SCIUTTO: Yes. Interesting. Interesting. If that's confessional, perhaps.
LIEN: Yes.
SCIUTTO: You in your seat, right, you have a remarkable role, right, because the court considers some of the most crucial questions of our time. Serious issues, serious conversations. You're a court artist and you sometimes give serious images of those and sometimes give images with a little bit of a sense of humor here. I wonder, for folks watching, what don't they know about the court and how it's operated that you've learned through all the years you spent there?

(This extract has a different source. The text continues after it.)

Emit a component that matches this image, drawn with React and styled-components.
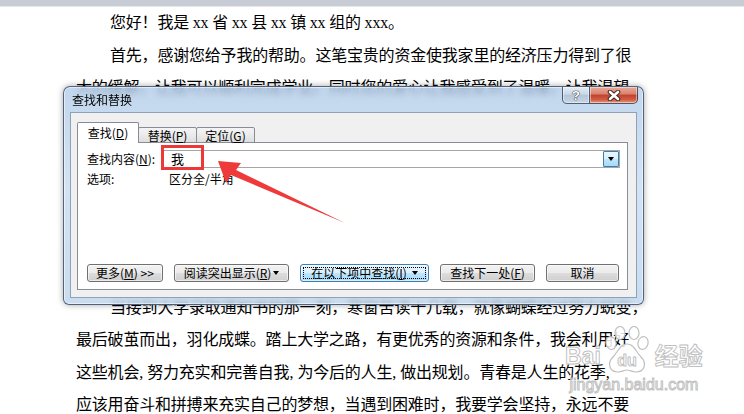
import styled, { createGlobalStyle } from "styled-components";

const GlobalStyle = createGlobalStyle`
  html, body {
    margin: 0;
    padding: 0;
    background: #fff;
  }
  #root {
    width: 744px;
    height: 414px;
  }
`;

const Screen = styled.div`
  position: relative;
  width: 744px;
  height: 414px;
  overflow: hidden;
  background: #fff;
`;

const TopBand = styled.div`
  height: 6px;
  background: #c8cdd5;
  border-bottom: 1px solid #e4e7eb;
`;

const Page = styled.div`
  padding-left: 76px;
  font-family: "Liberation Serif", "Noto Sans CJK SC", serif;
  font-size: 16px;
  line-height: 32.5px;
  color: #000;
`;

const Section = styled.div`
  margin-top: ${(p) => p.$offset || 0}px;
`;

const Line = styled.div`
  white-space: nowrap;
  letter-spacing: -0.2px;
  padding-left: ${(p) => (p.$indent ? 34 : 0)}px;
`;

const HalfComma = styled.span`
  display: inline-block;
  width: 8px;
`;

/* ---------- dialog window ---------- */

const Window = styled.div`
  position: absolute;
  left: 63px;
  top: 86px;
  width: 581px;
  height: 219px;
  box-sizing: border-box;
  display: flex;
  flex-direction: column;
  padding: 0 6px 6px 6px;
  border: 1px solid rgba(40, 60, 85, 0.75);
  border-radius: 7px 7px 6px 6px;
  background: linear-gradient(
    180deg,
    rgba(176, 203, 232, 0.78) 0%,
    rgba(198, 219, 241, 0.78) 45%,
    rgba(188, 211, 236, 0.8) 100%
  );
  backdrop-filter: blur(3px);
  box-shadow: inset 0 0 0 1px rgba(255, 255, 255, 0.55),
    0 0 6px rgba(0, 0, 0, 0.35);
  font-family: "Noto Sans CJK SC", "Liberation Sans", sans-serif;
  font-size: 12px;
  line-height: 14px;
  color: #000;
`;

const TitleBar = styled.div`
  height: 25px;
  display: flex;
  justify-content: space-between;
  align-items: flex-start;
`;

const Title = styled.div`
  padding: 6px 0 0 2px;
  font-size: 12px;
`;

const CaptionButtons = styled.div`
  display: flex;
  margin-right: -1px;
`;

const CaptionButton = styled.div`
  box-sizing: border-box;
  width: ${(p) => (p.$close ? 48 : 28)}px;
  height: 17px;
  display: flex;
  align-items: center;
  justify-content: center;
  border: 1px solid rgba(45, 62, 88, 0.8);
  border-top: none;
  border-left: ${(p) => (p.$close ? "none" : "1px solid rgba(45, 62, 88, 0.8)")};
  border-radius: ${(p) => (p.$close ? "0 0 5px 0" : "0 0 0 5px")};
  background: ${(p) =>
    p.$close
      ? "linear-gradient(180deg, #e9ab9b 0%, #d98470 42%, #c3442e 52%, #cf5b43 78%, #e8977b 100%)"
      : "linear-gradient(180deg, #e6edf4 0%, #cad7e5 45%, #b4c6d9 52%, #c6d6e6 100%)"};
  box-shadow: inset 0 0 0 1px rgba(255, 255, 255, 0.45);
`;

const HelpMark = styled.span`
  font-family: "Liberation Sans", sans-serif;
  font-weight: bold;
  font-size: 13px;
  line-height: 13px;
  color: #fff;
  text-shadow: 0 0 1px #333, 0 0 1px #333, 0 0 1px #333;
`;

const Client = styled.div`
  height: 186px;
  box-sizing: border-box;
  display: flex;
  flex-direction: column;
  padding: 9px 8px 7px 6px;
  border: 1px solid #8ea1b6;
  background: #f0f0f0;
`;

const TabStrip = styled.div`
  position: relative;
  z-index: 1;
  display: flex;
  align-items: flex-end;
  height: 21px;
  margin-bottom: -1px;
`;

const Tab = styled.div`
  box-sizing: border-box;
  width: ${(p) => p.$w}px;
  height: ${(p) => (p.$active ? 21 : 16)}px;
  margin-left: ${(p) => (p.$active ? 0 : -1)}px;
  display: flex;
  align-items: center;
  justify-content: center;
  padding-top: ${(p) => (p.$active ? 0 : 1)}px;
  border: 1px solid #898c95;
  border-bottom: ${(p) => (p.$active ? "none" : "1px solid #898c95")};
  border-radius: 2px 2px 0 0;
  background: ${(p) =>
    p.$active ? "#fff" : "linear-gradient(180deg, #f4f4f4 0%, #ebebeb 50%, #dedede 100%)"};
`;

const Key = styled.span`
  text-decoration: underline;
`;

const Panel = styled.div`
  flex: 1;
  display: flex;
  flex-direction: column;
  padding: 7px 8px 7px 9px;
  border: 1px solid #898c95;
  background: #fff;
`;

const FieldRow = styled.div`
  display: grid;
  grid-template-columns: 75px 1fr;
  align-items: center;
  margin-top: ${(p) => p.$gap || 0}px;
`;

const ComboBox = styled.div`
  box-sizing: border-box;
  height: 18px;
  margin-right: -1px;
  display: flex;
  align-items: center;
  border: 1px solid #a5a5a5;
  background: #fff;
`;

const ComboValue = styled.span`
  flex: 1;
  padding-left: 8px;
  font-size: 13px;
`;

const DropButton = styled.div`
  box-sizing: border-box;
  width: 16px;
  height: 16px;
  display: flex;
  align-items: center;
  justify-content: center;
  border: 1px solid #3c7fb1;
  border-radius: 1px;
  background: linear-gradient(180deg, #eaf6fd 0%, #d9f0fc 50%, #bee6fd 50%, #a7d9f5 100%);
`;

const Caret = styled.span`
  display: inline-block;
  width: 0;
  height: 0;
  margin-left: ${(p) => p.$space || 0}px;
  border-left: 3.5px solid transparent;
  border-right: 3.5px solid transparent;
  border-top: 4px solid #000;
`;

const OptionValue = styled.span`
  padding-left: 7px;
`;

const ButtonRow = styled.div`
  display: flex;
  gap: 11px;
  margin-top: auto;
`;

const Button = styled.div`
  position: relative;
  box-sizing: border-box;
  width: ${(p) => p.$w}px;
  height: 18px;
  display: flex;
  align-items: center;
  justify-content: center;
  border: 1px solid ${(p) => (p.$focused ? "#3c7fb1" : "#707070")};
  border-radius: 3px;
  background: ${(p) =>
    p.$focused
      ? "linear-gradient(180deg, #eaf6fd 0%, #d9f0fc 50%, #bee6fd 50%, #a7d9f5 100%)"
      : "linear-gradient(180deg, #f2f2f2 0%, #ebebeb 50%, #dddddd 50%, #cfcfcf 100%)"};
  box-shadow: inset 0 0 0 1px rgba(255, 255, 255, 0.6);
  white-space: nowrap;

  &::after {
    content: "";
    display: ${(p) => (p.$focused ? "block" : "none")};
    position: absolute;
    inset: 2px;
    border: 1px dotted #000;
  }
`;

/* ---------- annotation overlay ---------- */

const Highlight = styled.div`
  position: absolute;
  left: 161px;
  top: 145px;
  width: 43px;
  height: 25px;
  box-sizing: border-box;
  border: 3px solid #ee3838;
`;

const ArrowLayer = styled.svg`
  position: absolute;
  left: 0;
  top: 0;
  pointer-events: none;
`;

/* ---------- watermark ---------- */

const Watermark = styled.div`
  position: absolute;
  left: 565px;
  top: 326px;
  display: flex;
  flex-direction: column;
  align-items: center;
  color: rgba(255, 255, 255, 0.85);
  -webkit-text-stroke: 1px rgba(185, 185, 185, 0.9);
`;

const MarkRow = styled.div`
  display: flex;
  align-items: center;
`;

const MarkLatin = styled.span`
  font-family: "Liberation Sans", sans-serif;
  font-weight: bold;
  font-size: 23px;
  line-height: 24px;
  margin-top: 12px;
`;

const MarkCjk = styled.span`
  font-family: "Noto Sans CJK SC", sans-serif;
  font-weight: bold;
  font-size: 24px;
  line-height: 26px;
  margin-top: 10px;
  margin-left: 2px;
`;

const MarkUrl = styled.span`
  font-family: "Liberation Sans", sans-serif;
  font-size: 16px;
  line-height: 16px;
  margin-top: 3px;
`;

function Paw() {
  const stroke = "rgba(185,185,185,0.9)";
  const fill = "rgba(255,255,255,0.85)";
  return (
    <svg width="52" height="48" viewBox="0 0 52 48">
      <g fill={fill} stroke={stroke} strokeWidth="1.2">
        <ellipse cx="10" cy="17" rx="5" ry="6.5" transform="rotate(-15 10 17)" />
        <ellipse cx="19" cy="7" rx="5" ry="6.5" />
        <ellipse cx="33" cy="7" rx="5" ry="6.5" />
        <ellipse cx="42" cy="17" rx="5" ry="6.5" transform="rotate(15 42 17)" />
        <path d="M26 18 C19 18 17 26 12 31 C6 37 8 46 17 46 C21 46 23 44 26 44 C29 44 31 46 35 46 C44 46 46 37 40 31 C35 26 33 18 26 18 Z" />
      </g>
      <text
        x="26"
        y="40"
        textAnchor="middle"
        fontFamily="Liberation Sans, sans-serif"
        fontWeight="bold"
        fontSize="16"
        fill={fill}
        stroke={stroke}
        strokeWidth="1"
      >
        du
      </text>
    </svg>
  );
}

function CloseGlyph() {
  return (
    <svg width="14" height="11" viewBox="0 0 14 11">
      <path d="M3 2 L11 9 M11 2 L3 9" stroke="#3a2a28" strokeWidth="4.6" strokeLinecap="round" />
      <path d="M3 2 L11 9 M11 2 L3 9" stroke="#fff" strokeWidth="2.6" strokeLinecap="round" />
    </svg>
  );
}

export default function App() {
  return (
    <Screen>
      <GlobalStyle />
      <TopBand />
      <Page>
        <Section>
          <Line $indent>您好！我是 xx 省 xx 县 xx 镇 xx 组的 xxx。</Line>
          <Line $indent>首先，感谢您给予我的帮助。这笔宝贵的资金使我家里的经济压力得到了很</Line>
          <Line>大的缓解，让我可以顺利完成学业。同时您的爱心让我感受到了温暖，让我渴望</Line>
        </Section>
        <Section $offset={187}>
          <Line $indent>当接到大学录取通知书的那一刻，寒窗苦读十几载，就像蝴蝶经过努力蜕变，</Line>
          <Line>最后破茧而出，羽化成蝶。踏上大学之路，有更优秀的资源和条件，我会利用好</Line>
          <Line>
            这些机会<HalfComma>,</HalfComma>努力充实和完善自我<HalfComma>,</HalfComma>为今后的人生
            <HalfComma>,</HalfComma>做出规划。青春是人生的花季<HalfComma>,</HalfComma>
          </Line>
          <Line>应该用奋斗和拼搏来充实自己的梦想，当遇到困难时，我要学会坚持，永远不要</Line>
        </Section>
      </Page>

      <Watermark>
        <MarkRow>
          <MarkLatin>Bai</MarkLatin>
          <Paw />
          <MarkCjk>经验</MarkCjk>
        </MarkRow>
        <MarkUrl>jingyan.baidu.com</MarkUrl>
      </Watermark>

      <Window>
        <TitleBar>
          <Title>查找和替换</Title>
          <CaptionButtons>
            <CaptionButton>
              <HelpMark>?</HelpMark>
            </CaptionButton>
            <CaptionButton $close>
              <CloseGlyph />
            </CaptionButton>
          </CaptionButtons>
        </TitleBar>
        <Client>
          <TabStrip>
            <Tab $active $w={62}>
              查找(<Key>D</Key>)
            </Tab>
            <Tab $w={59}>
              替换(<Key>P</Key>)
            </Tab>
            <Tab $w={59}>
              定位(<Key>G</Key>)
            </Tab>
          </TabStrip>
          <Panel>
            <FieldRow>
              <span>
                查找内容(<Key>N</Key>):
              </span>
              <ComboBox>
                <ComboValue>我</ComboValue>
                <DropButton>
                  <Caret />
                </DropButton>
              </ComboBox>
            </FieldRow>
            <FieldRow $gap={4}>
              <span>选项:</span>
              <OptionValue>区分全/半角</OptionValue>
            </FieldRow>
            <ButtonRow>
              <Button $w={76}>
                更多(<Key>M</Key>) &gt;&gt;
              </Button>
              <Button $w={115}>
                阅读突出显示(<Key>R</Key>)
                <Caret $space={2} />
              </Button>
              <Button $w={129} $focused>
                在以下项中查找(<Key>I</Key>)
                <Caret $space={5} />
              </Button>
              <Button $w={95}>
                查找下一处(<Key>F</Key>)
              </Button>
              <Button $w={73}>取消</Button>
            </ButtonRow>
          </Panel>
        </Client>
      </Window>

      <Highlight />
      <ArrowLayer width="744" height="414" viewBox="0 0 744 414">
        <polygon
          points="218,161 241,163 236,170 345,223 231,175 226,183"
          fill="#ef3a3a"
        />
      </ArrowLayer>
    </Screen>
  );
}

LIEN: Oh, wow. What don't they know? That's a hard question for me to answer. I guess just because I'm so used to being there. I guess what they don't know is the changes. When I first came to the court in '77, in those early years, I'd go do the cafeteria in the morning and Justice Blackman would be sitting there with his clerks in the public dining room. Here is the author of Roe v. Wade. Can you imagine that happening today?
SCIUTTO: Yes.
LIEN: So there've been a lot of changes in the court. I don't have a lot of contact with the justices. I made -- we sketch artists are relegated to an alcove behind two rows of reporters and rows and rows of members of the bar.
[10:55:12]
So we're kind of off to the -- you know, to the side.
SCIUTTO: You've said -- before you go, you said that the work of sketch room artist is a dying art. Why do you believe that?
LIEN: Well, it's not used nearly as much as it used to be. You know, there used to be, I don't know, usually six artists. Today, I think, in D.C. it's basically one artist Bill Hennessy. Now, I'm retiring. So there just isn't that much use. Of course graphics have improved.
SCIUTTO: Yes. Well, and with more cameras in the courtroom, right. That's not our only visual. They're not yet the Supreme Court.
Art Lien, what a fantastic 45 years you served there. Thank you for your service. And we appreciate you joining us this morning.
LIEN: Thank you.
SCIUTTO: Thanks so much to all of you for joining us this Friday. I'm Jim Sciutto reporting today from London. "AT THIS HOUR" with Kate Bolduan will start right after a short break.